Anaglyph is the oldest and simplest approach to stereoscopy, and if you have ever watched a 3D movie with cardboard red-and-cyan glasses, you have used it. The technique encodes two slightly offset images using different color filters, typically red for one eye and cyan for the other. The matching colored lenses in the glasses block the wrong image from each eye, so each eye only sees its intended view.

The brain receives the two offset views and constructs a sense of depth from the difference, exactly as it does with natural vision. The trade-off is color accuracy: because each eye is seeing through a colored filter, the brain cannot fully reconstruct the original colors of the scene. This is why anaglyph images often look desaturated or have a slight color cast even when you are not wearing the glasses.

For designers, anaglyph is worth knowing as historical context and as a practical shortcut for cheap stereoscopic previews. Blender can output anaglyph renders directly. It does not produce the cleanest stereo result, but it requires no special hardware, which makes it a fast way to test whether a stereo concept works before investing in more sophisticated display setups.

Pro Tip! Blender has a native anaglyph render output mode under camera settings. It's a quick, zero-hardware way to test a stereo composition before committing to a full VR setup.

Frames in animation and video

Motion in film and games is not real movement. It is an optical illusion built from a sequence of still images displayed fast enough that your brain stops seeing them as separate pictures and starts perceiving them as continuous motion. Each individual image in that sequence is a frame.

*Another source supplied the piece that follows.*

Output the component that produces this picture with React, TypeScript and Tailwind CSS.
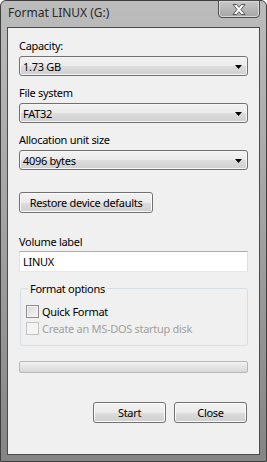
import React from 'react'

const font = {fontFamily: '"Noto Sans", "Liberation Sans", sans-serif'}

const Combo = ({value}: {value: string}) => (
  <div className="flex h-[20px] items-center justify-between rounded-[3px] border border-[#707070] bg-[linear-gradient(#f2f2f2,#ebebeb_50%,#dddddd_50%,#cfcfcf)] pl-[3px] pr-[5px] text-[11px] leading-none tracking-[-0.3px] text-black shadow-[inset_0_0_0_1px_#f6f6f6]">
    <span>{value}</span>
    <svg width="7" height="4" viewBox="0 0 7 4" className="mt-[1px]">
      <path d="M0 0h7L3.5 4z" fill="#000" />
    </svg>
  </div>
)

const Button = ({children, className = ''}: {children: React.ReactNode; className?: string}) => (
  <div
    className={`flex h-[21px] items-center justify-center rounded-[3px] border border-[#707070] bg-[linear-gradient(#f2f2f2,#ebebeb_50%,#dddddd_50%,#cfcfcf)] text-[11px] leading-none tracking-[-0.3px] text-black shadow-[inset_0_0_0_1px_#fcfcfc] ${className}`}
  >
    {children}
  </div>
)

const Checkbox = ({label, disabled = false}: {label: string; disabled?: boolean}) => (
  <div className="flex h-[13px] items-center gap-[3px]">
    <div
      className={
        disabled
          ? 'h-[13px] w-[13px] border border-[#c3c3c3] bg-[#f4f4f4]'
          : 'h-[13px] w-[13px] border border-[#8e8f8f] bg-linear-to-br from-[#d8d8d8] to-[#f6f6f6] shadow-[inset_0_0_0_1px_#f4f4f4]'
      }
    />
    <span
      className={
        disabled
          ? 'text-[11px] leading-none tracking-[-0.3px] text-[#a0a0a0]'
          : 'text-[11px] leading-none tracking-[-0.3px] text-black'
      }
    >
      {label}
    </span>
  </div>
)

const Label = ({children, className = ''}: {children: React.ReactNode; className?: string}) => (
  <div className={`h-[15px] text-[11px] leading-[15px] tracking-[-0.3px] text-black ${className}`}>{children}</div>
)

export default function App() {
  return (
    <div
      style={font}
      className="flex h-[462px] w-[267px] flex-col rounded-t-[6px] border border-[#3f3f3f] bg-linear-to-b from-[#bcbcbc] via-[#a2a2a2] to-[#858585] px-[6px] pb-[6px]"
    >
      {/* title bar */}
      <div className="flex h-[26px] items-start justify-between">
        <div className="pl-[1px] pt-[4px] text-[12px] leading-[16px] text-[#2a2a2a]">Format LINUX (G:)</div>
        <div className="flex h-[18px] w-[42px] -mt-px items-center justify-center rounded-b-[4px] border border-[#4d4d4d] bg-linear-to-b from-[#c9c9c9] to-[#a5a5a5] shadow-[inset_0_0_0_1px_#dadada]">
          <svg width="16" height="13" viewBox="0 0 16 13">
            <path
              d="M2 1.5h3.6L8 4.3l2.4-2.8H14L10 6.5l4 5h-3.6L8 8.7l-2.4 2.8H2l4-5z"
              fill="#ffffff"
              stroke="#555555"
              strokeWidth="1"
              strokeLinejoin="round"
            />
          </svg>
        </div>
      </div>

      {/* client area */}
      <div className="flex flex-1 flex-col border border-[#4a4a4a] bg-[#f0f0f0] pl-[11px] pr-[11px] pt-[10px]">
        <Label>Capacity:</Label>
        <div className="mt-[3px]">
          <Combo value="1.73 GB" />
        </div>

        <Label className="mt-[9px]">File system</Label>
        <div className="mt-[3px]">
          <Combo value="FAT32" />
        </div>

        <Label className="mt-[9px]">Allocation unit size</Label>
        <div className="mt-[3px]">
          <Combo value="4096 bytes" />
        </div>

        <Button className="mt-[22px] w-[134px]">Restore device defaults</Button>

        <Label className="mt-[21px]">Volume label</Label>
        <div className="mt-[2px] flex h-[21px] items-center border border-[#abadb3] border-r-[#dbdfe6] border-b-[#e3e9ef] border-l-[#e2e3ea] bg-white pl-[3px] text-[11px] leading-none tracking-[-0.3px] text-black">
          LINUX
        </div>

        <fieldset className="ml-[1px] mt-[9px] h-[65px] rounded-[3px] border border-[#d5dfe5] pl-[5px]">
          <legend className="ml-[2px] px-[2px] text-[11px] leading-[15px] tracking-[-0.3px] text-black">
            Format options
          </legend>
          <div className="mt-[9px] flex flex-col gap-[4px]">
            <Checkbox label="Quick Format" />
            <Checkbox label="Create an MS-DOS startup disk" disabled />
          </div>
        </fieldset>

        <div className="mt-[15px] h-[12px] rounded-[2px] border border-[#b8b8b8] bg-linear-to-b from-[#f3f3f3] via-[#e4e4e4] to-[#d8d8d8]" />

        <div className="mt-[29px] flex justify-end gap-[8px] pr-[1px]">
          <Button className="w-[73px]">Start</Button>
          <Button className="w-[73px]">Close</Button>
        </div>
      </div>
    </div>
  )
}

This works because of a phenomenon called persistence of vision, which means your visual system retains an image for a brief moment after it disappears. When a new image appears before that retention fades, the brain interprets the transition as movement rather than replacement. The smoother the transition, the more convincing the illusion.

Understanding frames is foundational for any 3D work that involves time: product animation walkthroughs, motion graphics for UI transitions, cutscenes for games, or AR experiences that respond to user movement. Every animated 3D scene you build is a sequence of rendered frames, and decisions about how many frames to render, and how those frames change, shape how motion feels to the viewer.

Pro Tip! Scrub through your timeline slowly to see individual frames. This reveals timing issues before you commit to a full render.

Frames per second (FPS)

Frames per second (FPS) measures how many still images are displayed every second. This number has a direct relationship to how smooth motion appears, and different contexts use different thresholds based on what looks right and what hardware can support.

The threshold at which the brain stops seeing discrete images and perceives motion is around 16 FPS. Below that, individual frames are visible. Cinema settled on 24 FPS as the standard because it is the minimum that feels genuinely filmic, and 24 frames were cheaper to develop than 30 or more. Television used 30 FPS (or 25 FPS in PAL regions) to align with electrical grid frequency. Games push to 60 FPS or higher because fast-moving objects need more frames to appear sharp during motion, and modern engines and GPUs can support it.

For 3D designers working in animation or interactive contexts, FPS affects two things: perceived quality and render time. Every extra frame is another rendered image. A 10-second animation at 24 FPS is 240 renders, and at 60 FPS it is 600. Understanding the right FPS for your output, whether it is a product animation, a web 3D experience, or a game asset, helps you balance visual quality against production cost from the start of a project.